• WHAT YOU WILL DO
Repeat every line below exactly as it reads.

• STORED DATA
— Begin —

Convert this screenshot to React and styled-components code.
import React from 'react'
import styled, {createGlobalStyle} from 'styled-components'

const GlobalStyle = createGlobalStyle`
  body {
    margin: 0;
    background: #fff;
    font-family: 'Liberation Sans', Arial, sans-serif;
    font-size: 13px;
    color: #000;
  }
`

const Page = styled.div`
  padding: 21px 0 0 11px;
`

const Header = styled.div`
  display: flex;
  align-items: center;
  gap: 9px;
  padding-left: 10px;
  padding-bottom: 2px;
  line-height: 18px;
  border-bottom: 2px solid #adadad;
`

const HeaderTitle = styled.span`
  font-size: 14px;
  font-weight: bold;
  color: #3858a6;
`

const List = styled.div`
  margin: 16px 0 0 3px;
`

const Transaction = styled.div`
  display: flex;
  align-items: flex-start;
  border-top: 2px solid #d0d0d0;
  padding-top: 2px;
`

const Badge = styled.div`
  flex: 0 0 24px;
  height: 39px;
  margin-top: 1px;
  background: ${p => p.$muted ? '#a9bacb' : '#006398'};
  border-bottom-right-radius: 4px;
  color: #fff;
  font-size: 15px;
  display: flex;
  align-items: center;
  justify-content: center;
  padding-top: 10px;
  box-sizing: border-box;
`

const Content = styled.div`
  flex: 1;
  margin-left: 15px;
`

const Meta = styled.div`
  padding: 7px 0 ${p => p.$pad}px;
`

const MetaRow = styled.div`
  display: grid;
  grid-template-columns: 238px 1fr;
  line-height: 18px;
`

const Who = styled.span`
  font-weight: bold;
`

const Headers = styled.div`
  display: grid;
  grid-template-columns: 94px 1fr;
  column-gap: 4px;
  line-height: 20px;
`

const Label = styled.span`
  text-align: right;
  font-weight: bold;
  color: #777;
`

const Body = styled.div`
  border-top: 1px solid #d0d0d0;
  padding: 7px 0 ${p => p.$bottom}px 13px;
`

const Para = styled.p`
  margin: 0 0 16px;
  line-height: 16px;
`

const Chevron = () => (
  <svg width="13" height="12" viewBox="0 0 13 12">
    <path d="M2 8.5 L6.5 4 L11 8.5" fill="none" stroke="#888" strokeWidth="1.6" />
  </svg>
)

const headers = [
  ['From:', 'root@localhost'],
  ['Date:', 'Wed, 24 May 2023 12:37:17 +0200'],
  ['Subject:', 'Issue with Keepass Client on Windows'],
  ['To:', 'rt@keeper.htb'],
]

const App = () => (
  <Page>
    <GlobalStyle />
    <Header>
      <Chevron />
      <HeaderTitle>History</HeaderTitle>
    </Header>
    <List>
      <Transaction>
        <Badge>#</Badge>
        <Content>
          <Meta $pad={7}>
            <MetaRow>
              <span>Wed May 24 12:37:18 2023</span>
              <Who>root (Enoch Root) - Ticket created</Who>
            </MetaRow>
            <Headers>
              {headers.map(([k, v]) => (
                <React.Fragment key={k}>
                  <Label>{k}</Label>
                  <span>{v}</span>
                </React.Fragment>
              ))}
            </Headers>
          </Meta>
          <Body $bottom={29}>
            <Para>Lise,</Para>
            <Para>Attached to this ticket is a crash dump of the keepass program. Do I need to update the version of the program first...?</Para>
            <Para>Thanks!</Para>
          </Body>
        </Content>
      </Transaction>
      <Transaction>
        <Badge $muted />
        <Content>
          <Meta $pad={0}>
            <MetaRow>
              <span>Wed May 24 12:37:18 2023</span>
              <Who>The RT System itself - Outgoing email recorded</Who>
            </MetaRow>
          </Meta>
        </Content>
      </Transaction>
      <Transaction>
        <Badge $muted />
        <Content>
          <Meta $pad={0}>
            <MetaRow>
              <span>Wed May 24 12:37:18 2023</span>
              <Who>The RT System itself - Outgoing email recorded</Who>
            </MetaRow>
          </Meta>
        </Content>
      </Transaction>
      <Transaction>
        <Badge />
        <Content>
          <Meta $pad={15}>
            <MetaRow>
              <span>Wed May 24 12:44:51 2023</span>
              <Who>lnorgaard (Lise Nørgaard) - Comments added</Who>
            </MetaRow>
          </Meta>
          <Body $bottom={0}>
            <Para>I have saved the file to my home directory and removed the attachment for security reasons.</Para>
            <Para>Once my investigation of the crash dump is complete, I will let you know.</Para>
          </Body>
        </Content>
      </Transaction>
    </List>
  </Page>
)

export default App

— End —

• OUTPUT FOR THIS EXERCISE
Convert this screenshot to React and styled-components code.
import React from 'react'
import styled, {createGlobalStyle} from 'styled-components'

const GlobalStyle = createGlobalStyle`
  body {
    margin: 0;
    background: #fff;
    font-family: 'Liberation Sans', Arial, sans-serif;
    font-size: 13px;
    color: #000;
  }
`

const Page = styled.div`
  padding: 21px 0 0 11px;
`

const Header = styled.div`
  display: flex;
  align-items: center;
  gap: 9px;
  padding-left: 10px;
  padding-bottom: 2px;
  line-height: 18px;
  border-bottom: 2px solid #adadad;
`

const HeaderTitle = styled.span`
  font-size: 14px;
  font-weight: bold;
  color: #3858a6;
`

const List = styled.div`
  margin: 16px 0 0 3px;
`

const Transaction = styled.div`
  display: flex;
  align-items: flex-start;
  border-top: 2px solid #d0d0d0;
  padding-top: 2px;
`

const Badge = styled.div`
  flex: 0 0 24px;
  height: 39px;
  margin-top: 1px;
  background: ${p => p.$muted ? '#a9bacb' : '#006398'};
  border-bottom-right-radius: 4px;
  color: #fff;
  font-size: 15px;
  display: flex;
  align-items: center;
  justify-content: center;
  padding-top: 10px;
  box-sizing: border-box;
`

const Content = styled.div`
  flex: 1;
  margin-left: 15px;
`

const Meta = styled.div`
  padding: 7px 0 ${p => p.$pad}px;
`

const MetaRow = styled.div`
  display: grid;
  grid-template-columns: 238px 1fr;
  line-height: 18px;
`

const Who = styled.span`
  font-weight: bold;
`

const Headers = styled.div`
  display: grid;
  grid-template-columns: 94px 1fr;
  column-gap: 4px;
  line-height: 20px;
`

const Label = styled.span`
  text-align: right;
  font-weight: bold;
  color: #777;
`

const Body = styled.div`
  border-top: 1px solid #d0d0d0;
  padding: 7px 0 ${p => p.$bottom}px 13px;
`

const Para = styled.p`
  margin: 0 0 16px;
  line-height: 16px;
`

const Chevron = () => (
  <svg width="13" height="12" viewBox="0 0 13 12">
    <path d="M2 8.5 L6.5 4 L11 8.5" fill="none" stroke="#888" strokeWidth="1.6" />
  </svg>
)

const headers = [
  ['From:', 'root@localhost'],
  ['Date:', 'Wed, 24 May 2023 12:37:17 +0200'],
  ['Subject:', 'Issue with Keepass Client on Windows'],
  ['To:', 'rt@keeper.htb'],
]

const App = () => (
  <Page>
    <GlobalStyle />
    <Header>
      <Chevron />
      <HeaderTitle>History</HeaderTitle>
    </Header>
    <List>
      <Transaction>
        <Badge>#</Badge>
        <Content>
          <Meta $pad={7}>
            <MetaRow>
              <span>Wed May 24 12:37:18 2023</span>
              <Who>root (Enoch Root) - Ticket created</Who>
            </MetaRow>
            <Headers>
              {headers.map(([k, v]) => (
                <React.Fragment key={k}>
                  <Label>{k}</Label>
                  <span>{v}</span>
                </React.Fragment>
              ))}
            </Headers>
          </Meta>
          <Body $bottom={29}>
            <Para>Lise,</Para>
            <Para>Attached to this ticket is a crash dump of the keepass program. Do I need to update the version of the program first...?</Para>
            <Para>Thanks!</Para>
          </Body>
        </Content>
      </Transaction>
      <Transaction>
        <Badge $muted />
        <Content>
          <Meta $pad={0}>
            <MetaRow>
              <span>Wed May 24 12:37:18 2023</span>
              <Who>The RT System itself - Outgoing email recorded</Who>
            </MetaRow>
          </Meta>
        </Content>
      </Transaction>
      <Transaction>
        <Badge $muted />
        <Content>
          <Meta $pad={0}>
            <MetaRow>
              <span>Wed May 24 12:37:18 2023</span>
              <Who>The RT System itself - Outgoing email recorded</Who>
            </MetaRow>
          </Meta>
        </Content>
      </Transaction>
      <Transaction>
        <Badge />
        <Content>
          <Meta $pad={15}>
            <MetaRow>
              <span>Wed May 24 12:44:51 2023</span>
              <Who>lnorgaard (Lise Nørgaard) - Comments added</Who>
            </MetaRow>
          </Meta>
          <Body $bottom={0}>
            <Para>I have saved the file to my home directory and removed the attachment for security reasons.</Para>
            <Para>Once my investigation of the crash dump is complete, I will let you know.</Para>
          </Body>
        </Content>
      </Transaction>
    </List>
  </Page>
)

export default App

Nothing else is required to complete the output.